## BEGIN

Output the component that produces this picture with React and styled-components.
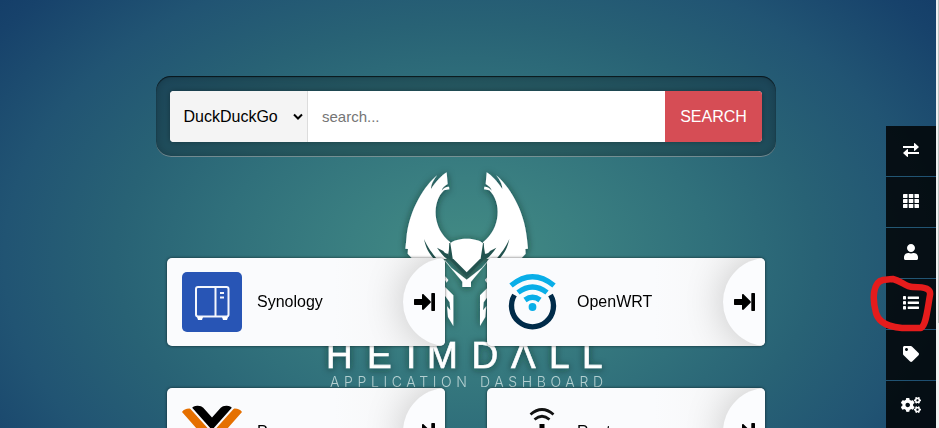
import React from "react";
import styled, { createGlobalStyle } from "styled-components";
import { FaUser, FaTag, FaCogs } from "react-icons/fa";

const Global = createGlobalStyle`
  *{box-sizing:border-box}
  body{margin:0;overflow:hidden;font-family:"Liberation Sans",Arial,sans-serif;font-size:16px;color:#000}
`;
const Page = styled.div`
  width:939px;height:428px;overflow:hidden;display:grid;grid-template-columns:936px 3px;
  background:radial-gradient(700px 470px at 466px 258px,#438c84 0,#3a7f81 17%,#30707b 35%,#286275 50%,#215473 66%,#17426b 82%,#113865 95%);
`;
const Stage = styled.div`display:grid;grid-template:428px / 936px;& > *{grid-area:1/1}`;
const Backdrop = styled.svg`width:936px;height:428px;`;
const Main = styled.main`display:flex;flex-direction:column;align-items:center;padding:76px 4px 0 0;height:428px;overflow:hidden;z-index:1`;
const SearchBox = styled.form`
  display:flex;width:620px;height:81px;flex:none;padding:15px 14px;border-radius:15px;
  background:rgba(0,0,0,.23);border:0;
  box-shadow:inset 0 1px 1px rgba(0,0,0,.7),inset 0 0 8px rgba(0,0,0,.22),inset 0 -1px 0 rgba(255,255,255,.42);
`;
const SearchBar = styled.div`display:flex;width:592px;height:51px;border-radius:4px;overflow:hidden;background:#fff;box-shadow:0 0 5px rgba(0,0,0,.3)`;
const Provider = styled.div`display:flex;align-items:center;justify-content:space-between;width:138px;padding:0 4px 0 13.5px;background:#f4f4f4;border-right:1px solid #dcdcdc`;
const Query = styled.input`flex:1;min-width:0;border:0;outline:0;padding:0 14px 1px;font:15px "Liberation Sans",Arial,sans-serif;&::placeholder{color:#757575}`;
const Submit = styled.button`width:97px;border:0;background:#d64d55;color:#fff;font:16px "Liberation Sans",Arial,sans-serif;padding:0`;
const Tiles = styled.section`display:grid;grid-template-columns:278px 278px;gap:42px;margin-top:101px`;
const Tile = styled.article`
  display:flex;align-items:center;height:88px;padding-left:15px;border-radius:5px;overflow:hidden;
  background:linear-gradient(90deg,#fafbfd 0,#fafbfd 60%,#f5f5f5 100%);box-shadow:0 0 3px rgba(0,0,0,.65);
`;
const Logo = styled.svg`width:60px;height:60px;flex:none`;
const Title = styled.span`flex:1;margin-left:15px;line-height:20px`;
const Launch = styled.div`
  width:88px;height:88px;flex:none;margin-right:-46px;border-radius:50%;background:#fbfcfe;
  box-shadow:0 0 40px rgba(0,0,0,.2);display:flex;align-items:center;padding-left:11px;
`;
const Rail = styled.nav`display:flex;flex-direction:column;gap:1px;width:50px;height:302px;overflow:hidden;justify-self:end;margin-top:126px;z-index:1`;
const RailItem = styled.a`display:flex;flex:none;align-items:center;justify-content:center;height:50px;padding-bottom:2px;background:rgba(0,0,0,.82);color:#fff;font-size:${p => p.$wide ? 20 : 16}px`;
const Marker = styled.svg`width:68px;height:60px;justify-self:end;margin-top:272px;z-index:2;pointer-events:none`;
const Scroll = styled.div`background:#f1f1f1;padding-left:2px;height:428px`;
const Thumb = styled.div`background:#c1c1c1;height:323px`;

const Horn = () => (
  <g>
    <path fill="#fff" d="M126 31C92 60 42 130 34 222L31 251L39 252L38 266L50 279H85L150 282L158 280L166 232C112 190 110 112 147 76L163 73L162 65C151 65 145 71 140 77C141 68 149 63 158 57L155 22C140 31 122 50 108 72C108 57 117 44 126 31Z" />
    <path fill="#24534f" d="M87 222C96 245 113 266 126 282H117C101 264 92 247 87 222ZM126 248L145 258C149 265 155 267 160 266V282H157C145 275 135 260 126 248Z" />
    <path fill="#fff" d="M148 286L202 350V366H216V345L169 308L150 286ZM151 334L160 345L155 353L150 345ZM150 366L175 391V483L159 456L156 424L166 436L164 412L150 392Z" />
  </g>
);

const HeimdallArt = () => (
  <Backdrop viewBox="0 0 936 428">
    <defs>
      <filter id="glow" x="-30%" y="-30%" width="160%" height="160%">
        <feDropShadow dx="0" dy="1" stdDeviation="3.5" floodColor="#08201f" floodOpacity=".65" />
      </filter>
    </defs>
    <g filter="url(#glow)">
      <g transform="translate(395 165) scale(.33333)">
        <Horn />
        <g transform="translate(430 0) scale(-1 1)"><Horn /></g>
        <path fill="#24534f" d="M163 234L160 280L215 336L270 280L266 234Z" />
        <path fill="#fff" d="M166 235C185 217 245 217 264 235L257 280L215 322L173 280Z" />
      </g>
      <text y="368" x="326 367 406 427 471.500 511 549 582" fill="#fff" stroke="#fff" strokeWidth=".6" fontFamily="Liberation Sans" fontSize="37">HEIMDΛLL</text>
    </g>
    <text x="330" y="387" fill="#b3cfd0" fontFamily="Inter" fontWeight="300" fontSize="14" textLength="273">APPLICATION DASHBOARD</text>
  </Backdrop>
);

const Enter = () => (
  <svg width="21" height="18" viewBox="0 0 21 18"><path d="M1 6h7V2.200c0-1.200 1-1.500 1.800-.8l6.500 6.500c.7.7.7 1.500 0 2.200l-6.500 6.500c-.8.7-1.800.4-1.800-.8V12H1c-.7 0-1-.3-1-1V7c0-.7.3-1 1-1ZM18 0h2.300q.7 0 .7.7v16.600q0 .7-.7.7H18q-.7 0-.7-.7V.7q0-.7.7-.7Z" /></svg>
);
const Synology = () => (
  <Logo viewBox="0 0 60 60"><rect width="60" height="60" rx="5" fill="#2855b5" /><g fill="none" stroke="#f4f6fc" strokeWidth="2"><rect x="14" y="15" width="32.5" height="29.5" rx="2" /><path d="M33.5 15v29M38 21h4m-4 4.500h4" /></g><path fill="#fff" d="M15 45h6l-1 3h-4zM40 45h6l-1 3h-4z" /></Logo>
);
const OpenWrt = () => (
  <Logo viewBox="0 0 60 60"><g fill="none" strokeWidth="5.300"><path stroke="#002b49" d="M12.500 23A21 21 0 1 0 48.500 23" /><g stroke="#09aee8"><path d="M9 13.500Q30.500-4 52 13.500" /><path d="M16 20.500Q30.500 9.500 45 20.500" /><path d="M23 28Q30.500 22.500 38 28" /></g></g><circle cx="30.500" cy="35" r="3.900" fill="#09aee8" /></Logo>
);
const Proxmox = () => (
  <Logo viewBox="0 0 60 60"><path fill="#e57000" d="M0 10C2 6 10 5 14 9L30 25L46 9C50 5 58 6 60 10L30 44Z" /><path fill="#000" stroke="#fafbfd" strokeWidth="2" d="M9 6C11 2 19 2 22 5L30 14L38 5C41 2 49 2 51 6L30 29.500Z" /></Logo>
);
const Router = () => (
  <Logo viewBox="0 0 60 60"><g fill="none" stroke="#111" strokeWidth="2.700"><path d="M28.500 12.500Q40 2.500 51.500 12.500M32.500 17.500Q40 11 47.500 17.500" /></g><path d="M37.500 22h5v28h-5z" /></Logo>
);
const tiles = [["Synology", Synology], ["OpenWRT", OpenWrt], ["Proxmox", Proxmox], ["Router", Router]];

const Swap = () => <svg width="16" height="14" viewBox="0 0 16 14" fill="#fff"><path d="M0 3h11V.7q0-1 .9-.4L16 4l-4.100 3.700q-.9.600-.9-.4V5H0zM16 9H5V6.700q0-1-.9-.4L0 10l4.100 3.700q.9.600.9-.4V11h11z" /></svg>;
const Grid = () => <svg width="16" height="14" viewBox="0 0 16 14" fill="#fff">{[0, 5, 10].map(y => [0, 5.800, 11.500].map(x => <rect key={`${x}-${y}`} x={x} y={y} width="4.500" height="4" rx=".4" />))}</svg>;
const List = () => <svg width="16" height="14" viewBox="0 0 16 14" fill="#fff">{[0, 5, 10].map(y => <g key={y}><rect y={y} width="3" height="3.500" rx=".4" /><rect x="4.700" y={y + .5} width="11.300" height="2.500" rx=".4" /></g>)}</svg>;

export default function App() {
  return (
    <>
      <Global />
      <Page>
        <Stage>
          <HeimdallArt />
          <Main>
            <SearchBox>
              <SearchBar>
                <Provider>DuckDuckGo<svg width="10" height="8" viewBox="0 0 10 8"><path d="M1 1.500l4 4 4-4" fill="none" stroke="#000" strokeWidth="2" /></svg></Provider>
                <Query placeholder="search..." />
                <Submit type="button">SEARCH</Submit>
              </SearchBar>
            </SearchBox>
            <Tiles>
              {tiles.map(([name, Art]) => <Tile key={name}><Art /><Title>{name}</Title><Launch><Enter /></Launch></Tile>)}
            </Tiles>
          </Main>
          <Rail>
            {[Swap, Grid, FaUser, List, FaTag, FaCogs].map((Icon, i) => <RailItem key={i} $wide={Icon === FaCogs}><Icon /></RailItem>)}
          </Rail>
          <Marker viewBox="868 272 68 60"><path d="M883 280C873 282 872 298 876 313C879 323 889 327 902 328H921C926 325 927 312 930 295C931 289 926 287 913 287C905 287 902 281 893 279L883 280" fill="none" stroke="#e51c1c" strokeWidth="6.500" strokeLinecap="round" strokeLinejoin="round" /></Marker>
        </Stage>
        <Scroll><Thumb /></Scroll>
      </Page>
    </>
  );
}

## END

With all pictures left out, please transcribe exactly the lines from the start of the material through the line with "FaUser, FaTag, FaCogs".

__ANSWER TO THIS EXERCISE__
Output the component that produces this picture with React and styled-components.
import React from "react";
import styled, { createGlobalStyle } from "styled-components";
import { FaUser, FaTag, FaCogs } from "react-icons/fa";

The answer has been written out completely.